The shares of the biopharmaceutical company developing therapies for brain injury, neurodevelopmental and neurodegenerative disorders are down a massive 44% to $1.50 in early afternoon trade.
What happened?
This morning Neuren Pharmaceuticals announced that it has entered into an exclusive North American license agreement with ACADIA Pharmaceuticals for the development and commercialisation of trofinetide for Rett syndrome and other indications.
According to the release, ACADIA plans to initiate a Phase 3 study of trofinetide for the treatment of Rett syndrome in the second half of 2019.

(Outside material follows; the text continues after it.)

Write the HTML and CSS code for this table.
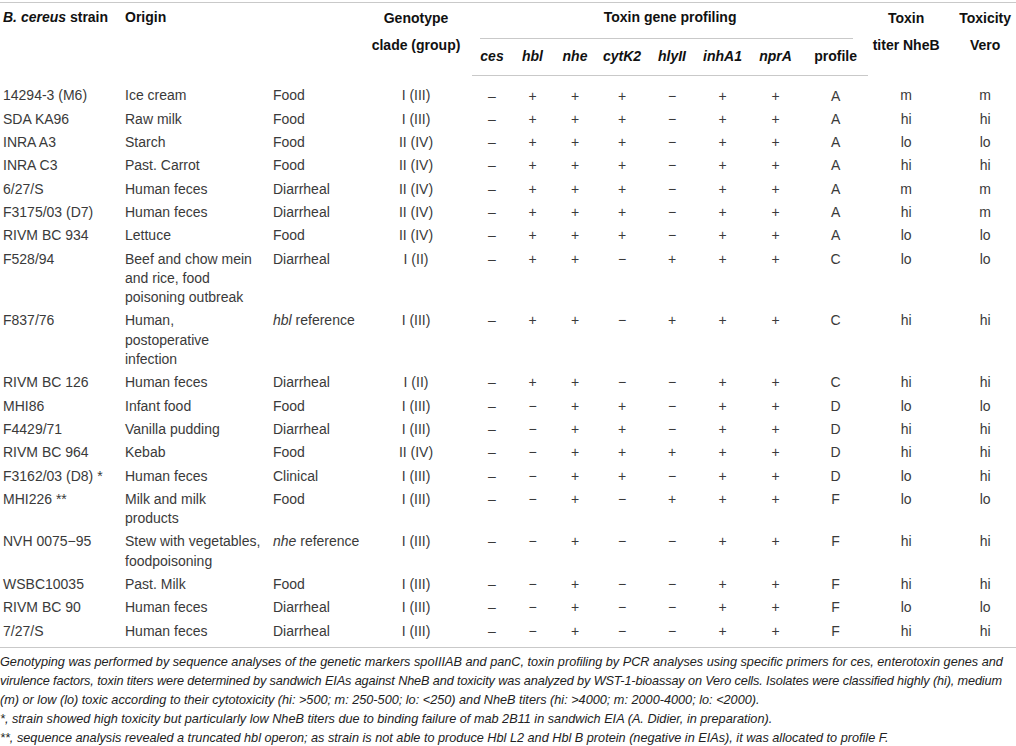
FILE: index.html
```html
<!DOCTYPE html>
<html lang="en">

<head>
    <meta charset="UTF-8">
    <title>B. cereus strains - toxin gene profiling</title>
    <link rel="stylesheet" href="styles.css">
</head>

<body>
    <table class="strains">
        <colgroup>
            <col class="c-strain">
            <col class="c-origin">
            <col class="c-source">
            <col class="c-clade">
            <col class="c-ces">
            <col class="c-hbl">
            <col class="c-nhe">
            <col class="c-cyt">
            <col class="c-hly">
            <col class="c-inh">
            <col class="c-npr">
            <col class="c-profile">
            <col class="c-titer">
            <col class="c-vero">
        </colgroup>
        <thead>
            <tr class="head-top">
                <th rowspan="2" class="left"><i>B. cereus</i> strain</th>
                <th rowspan="2" colspan="2" class="left">Origin</th>
                <th rowspan="2" class="two">Genotype<br>clade (group)</th>
                <th colspan="8" class="group">Toxin gene profiling</th>
                <th rowspan="2" class="two">Toxin<br>titer NheB</th>
                <th rowspan="2" class="two vero">Toxicity<br>Vero</th>
            </tr>
            <tr class="head-sub">
                <th><i>ces</i></th>
                <th><i>hbl</i></th>
                <th><i>nhe</i></th>
                <th><i>cytK2</i></th>
                <th><i>hlyII</i></th>
                <th><i>inhA1</i></th>
                <th><i>nprA</i></th>
                <th>profile</th>
            </tr>
        </thead>
        <tbody>
            <tr><td>14294-3 (M6)</td><td>Ice cream</td><td>Food</td><td class="mid">I (III)</td><td class="mid">–</td><td class="mid">+</td><td class="mid">+</td><td class="mid">+</td><td class="mid">−</td><td class="mid">+</td><td class="mid">+</td><td class="mid">A</td><td class="mid">m</td><td class="mid vero">m</td></tr>
            <tr><td>SDA KA96</td><td>Raw milk</td><td>Food</td><td class="mid">I (III)</td><td class="mid">–</td><td class="mid">+</td><td class="mid">+</td><td class="mid">+</td><td class="mid">−</td><td class="mid">+</td><td class="mid">+</td><td class="mid">A</td><td class="mid">hi</td><td class="mid vero">hi</td></tr>
            <tr><td>INRA A3</td><td>Starch</td><td>Food</td><td class="mid">II (IV)</td><td class="mid">–</td><td class="mid">+</td><td class="mid">+</td><td class="mid">+</td><td class="mid">−</td><td class="mid">+</td><td class="mid">+</td><td class="mid">A</td><td class="mid">lo</td><td class="mid vero">lo</td></tr>
            <tr><td>INRA C3</td><td>Past. Carrot</td><td>Food</td><td class="mid">II (IV)</td><td class="mid">–</td><td class="mid">+</td><td class="mid">+</td><td class="mid">+</td><td class="mid">−</td><td class="mid">+</td><td class="mid">+</td><td class="mid">A</td><td class="mid">hi</td><td class="mid vero">hi</td></tr>
            <tr><td>6/27/S</td><td>Human feces</td><td>Diarrheal</td><td class="mid">II (IV)</td><td class="mid">–</td><td class="mid">+</td><td class="mid">+</td><td class="mid">+</td><td class="mid">−</td><td class="mid">+</td><td class="mid">+</td><td class="mid">A</td><td class="mid">m</td><td class="mid vero">m</td></tr>
            <tr><td>F3175/03 (D7)</td><td>Human feces</td><td>Diarrheal</td><td class="mid">II (IV)</td><td class="mid">–</td><td class="mid">+</td><td class="mid">+</td><td class="mid">+</td><td class="mid">−</td><td class="mid">+</td><td class="mid">+</td><td class="mid">A</td><td class="mid">hi</td><td class="mid vero">m</td></tr>
            <tr><td>RIVM BC 934</td><td>Lettuce</td><td>Food</td><td class="mid">II (IV)</td><td class="mid">–</td><td class="mid">+</td><td class="mid">+</td><td class="mid">+</td><td class="mid">−</td><td class="mid">+</td><td class="mid">+</td><td class="mid">A</td><td class="mid">lo</td><td class="mid vero">lo</td></tr>
            <tr><td>F528/94</td><td>Beef and chow mein<br>and rice, food<br>poisoning outbreak</td><td>Diarrheal</td><td class="mid">I (II)</td><td class="mid">–</td><td class="mid">+</td><td class="mid">+</td><td class="mid">−</td><td class="mid">+</td><td class="mid">+</td><td class="mid">+</td><td class="mid">C</td><td class="mid">lo</td><td class="mid vero">lo</td></tr>
            <tr><td>F837/76</td><td>Human,<br>postoperative<br>infection</td><td><i>hbl</i> reference</td><td class="mid">I (III)</td><td class="mid">–</td><td class="mid">+</td><td class="mid">+</td><td class="mid">−</td><td class="mid">+</td><td class="mid">+</td><td class="mid">+</td><td class="mid">C</td><td class="mid">hi</td><td class="mid vero">hi</td></tr>
            <tr><td>RIVM BC 126</td><td>Human feces</td><td>Diarrheal</td><td class="mid">I (II)</td><td class="mid">–</td><td class="mid">+</td><td class="mid">+</td><td class="mid">−</td><td class="mid">−</td><td class="mid">+</td><td class="mid">+</td><td class="mid">C</td><td class="mid">hi</td><td class="mid vero">hi</td></tr>
            <tr><td>MHI86</td><td>Infant food</td><td>Food</td><td class="mid">I (III)</td><td class="mid">–</td><td class="mid">−</td><td class="mid">+</td><td class="mid">+</td><td class="mid">−</td><td class="mid">+</td><td class="mid">+</td><td class="mid">D</td><td class="mid">lo</td><td class="mid vero">lo</td></tr>
            <tr><td>F4429/71</td><td>Vanilla pudding</td><td>Diarrheal</td><td class="mid">I (III)</td><td class="mid">–</td><td class="mid">−</td><td class="mid">+</td><td class="mid">+</td><td class="mid">−</td><td class="mid">+</td><td class="mid">+</td><td class="mid">D</td><td class="mid">hi</td><td class="mid vero">hi</td></tr>
            <tr><td>RIVM BC 964</td><td>Kebab</td><td>Food</td><td class="mid">II (IV)</td><td class="mid">–</td><td class="mid">−</td><td class="mid">+</td><td class="mid">+</td><td class="mid">+</td><td class="mid">+</td><td class="mid">+</td><td class="mid">D</td><td class="mid">hi</td><td class="mid vero">hi</td></tr>
            <tr><td>F3162/03 (D8) *</td><td>Human feces</td><td>Clinical</td><td class="mid">I (III)</td><td class="mid">–</td><td class="mid">−</td><td class="mid">+</td><td class="mid">+</td><td class="mid">−</td><td class="mid">+</td><td class="mid">+</td><td class="mid">D</td><td class="mid">lo</td><td class="mid vero">hi</td></tr>
            <tr><td>MHI226 **</td><td>Milk and milk<br>products</td><td>Food</td><td class="mid">I (III)</td><td class="mid">–</td><td class="mid">−</td><td class="mid">+</td><td class="mid">−</td><td class="mid">+</td><td class="mid">+</td><td class="mid">+</td><td class="mid">F</td><td class="mid">lo</td><td class="mid vero">lo</td></tr>
            <tr><td>NVH 0075−95</td><td>Stew with vegetables,<br>foodpoisoning</td><td><i>nhe</i> reference</td><td class="mid">I (III)</td><td class="mid">–</td><td class="mid">−</td><td class="mid">+</td><td class="mid">−</td><td class="mid">−</td><td class="mid">+</td><td class="mid">+</td><td class="mid">F</td><td class="mid">hi</td><td class="mid vero">hi</td></tr>
            <tr><td>WSBC10035</td><td>Past. Milk</td><td>Food</td><td class="mid">I (III)</td><td class="mid">–</td><td class="mid">−</td><td class="mid">+</td><td class="mid">−</td><td class="mid">−</td><td class="mid">+</td><td class="mid">+</td><td class="mid">F</td><td class="mid">hi</td><td class="mid vero">hi</td></tr>
            <tr><td>RIVM BC 90</td><td>Human feces</td><td>Diarrheal</td><td class="mid">I (III)</td><td class="mid">–</td><td class="mid">−</td><td class="mid">+</td><td class="mid">−</td><td class="mid">−</td><td class="mid">+</td><td class="mid">+</td><td class="mid">F</td><td class="mid">lo</td><td class="mid vero">lo</td></tr>
            <tr><td>7/27/S</td><td>Human feces</td><td>Diarrheal</td><td class="mid">I (III)</td><td class="mid">–</td><td class="mid">−</td><td class="mid">+</td><td class="mid">−</td><td class="mid">−</td><td class="mid">+</td><td class="mid">+</td><td class="mid">F</td><td class="mid">hi</td><td class="mid vero">hi</td></tr>
        </tbody>
    </table>

    <div class="notes">
        <p>Genotyping was performed by sequence analyses of the genetic markers spoIIIAB and panC, toxin profiling by PCR analyses using specific primers for ces, enterotoxin genes and</p>
        <p class="tight">virulence factors, toxin titers were determined by sandwich EIAs against NheB and toxicity was analyzed by WST-1-bioassay on Vero cells. Isolates were classified highly (hi), medium</p>
        <p>(m) or low (lo) toxic according to their cytotoxicity (hi: &gt;500; m: 250-500; lo: &lt;250) and NheB titers (hi: &gt;4000; m: 2000-4000; lo: &lt;2000).</p>
        <p>*, strain showed high toxicity but particularly low NheB titers due to binding failure of mab 2B11 in sandwich EIA (A. Didier, in preparation).</p>
        <p>**, sequence analysis revealed a truncated hbl operon; as strain is not able to produce Hbl L2 and Hbl B protein (negative in EIAs), it was allocated to profile F.</p>
    </div>
</body>

</html>
```

FILE: styles.css
```css
body {
    font-family: "Liberation Sans", Arial, sans-serif;
    color: #3a3a3a;
    background: #fff;
    margin: 0;
    padding-top: 2px;
}

.strains {
    width: 1016px;
    border-collapse: collapse;
    table-layout: fixed;
    font-size: 14px;
    border-top: 1px solid #c9c9c9;
    border-bottom: 1px solid #c9c9c9;
}

.c-strain { width: 122px; }
.c-origin { width: 148px; }
.c-source { width: 90px; }
.c-clade { width: 112px; }
.c-ces { width: 40px; }
.c-hbl { width: 41px; }
.c-nhe { width: 44px; }
.c-cyt { width: 50px; }
.c-hly { width: 50px; }
.c-inh { width: 51px; }
.c-npr { width: 55px; }
.c-profile { width: 65px; }
.c-titer { width: 76px; }
.c-vero { width: 72px; }

/* header */

thead th {
    color: #111;
    font-weight: bold;
    line-height: 17px;
    padding: 0;
    text-align: center;
    vertical-align: top;
}

thead tr.head-top th {
    height: 36px;
    padding-top: 6px;
    box-sizing: border-box;
}

thead th.left {
    text-align: left;
    padding-left: 3px;
}

thead tr.head-top th.two {
    line-height: 27px;
    padding-top: 2px;
}

thead th.group {
    background: linear-gradient(#c9c9c9, #c9c9c9) no-repeat;
    background-size: calc(100% - 23px) 1px;
    background-position: 8px 100%;
}

thead tr.head-sub th {
    height: 36px;
    vertical-align: middle;
    border-bottom: 1px solid #c9c9c9;
}

.vero {
    padding-left: 10px !important;
}

/* body */

tbody td {
    padding: 2px 3px;
    line-height: 19.3px;
    vertical-align: top;
    white-space: nowrap;
}

tbody td.mid {
    text-align: center;
    padding-left: 0;
    padding-right: 0;
}

tbody tr:first-child td {
    padding-top: 11px;
}

tbody tr:last-child td {
    padding-bottom: 6px;
}

/* footnotes */

.notes {
    margin-top: 5px;
    font-size: 12.7px;
    font-style: italic;
    line-height: 19px;
    color: #222;
    white-space: nowrap;
}

.notes p {
    margin: 0;
}

.notes .tight {
    letter-spacing: -0.12px;
}
```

Neuren retains all rights to trofinetide outside of North America and will receive an upfront fee of US$10 million plus potential milestones of up to US$455 million and tiered, escalating, double-digit percentage royalties on net sales of trofinetide.
So why are Neuren Pharmaceuticals' shares being smashed today?
Whilst this deal has the potential to generate significant revenues in the future for the company, I suspect that the market is a little underwhelmed by the upfront payment received and perhaps the company that it has signed the deal with.
Management believes ACADIA is more than capable of developing this novel treatment for Rett syndrome patients, but it isn't a well-known pharmaceutical company that many had hoped Neuren would have teamed up with.
Should you buy the dip?
This selloff could arguably make Neuren a bargain buy if trofinetide is a success in the North American market. But there is still a long road ahead and success is far from guaranteed.
In light of this, I would hold off an investment for the time being and look at others that are already generating sizeable revenues such as CSL Limited (ASX: CSL) and Mayne Pharma Group Ltd (ASX: MYX).